Position title: (’91)
Posted July 2018
“If you feel passionate about your work and do good for the world, you may be surprised by the opportunities life hands you.” Patty Monahan (M.S. Land Resources, Class of ’91) understands the importance of coupling exploration with direction to find your career path. After graduating with a BS in Environmental Studies from UC-Berkeley, Patty set off to work for the Environmental Protection Agency focusing on reducing air pollution in California. Through this work, she discovered a desire to improve her educational background through a graduate degree in an energy discipline.
While investigating her options, Patty came across UW-Madison and the EAP program. She visited campus and knew she found the interdisciplinary program she sought. Patty stated very matter-of-factly that “Climate Change was and remains the single biggest problem facing our world and energy is a major piece of the puzzle.”
Upon graduation, Patty decided to return to California and began work as a research associate for Lawrence Berkeley National Laboratory for a few years followed by a return to the EPA. However, after five years in the governmental sector, Patty wanted a change of scenery and so she joined the Union of Concerned Scientists as an analyst eventually working her way up to California Director and Clean Vehicles Deputy Director. Her research mostly focused on the intersection of transportation and climate policy. She acknowledges that “working in the non-profit sector allowed me to be more creative and critically approach governmental policies in an effort to improve them.”

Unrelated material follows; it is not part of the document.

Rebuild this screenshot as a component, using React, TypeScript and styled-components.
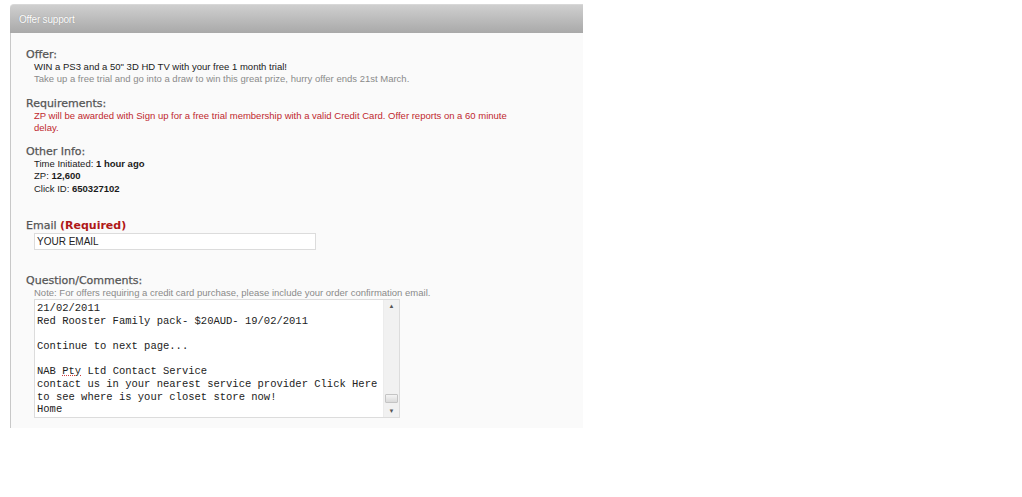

Patty currently works for the Energy Foundation continuing her research as the Transportation Program Director. Over the years, she observed the growth in the climate change field throughout her career. As something with experience in both the government and non-profit world, she realizes there are many approaches and perspectives to addressing climate change. Finally, Patty encourages students to be aware of the many opportunities before them and take advantage of them.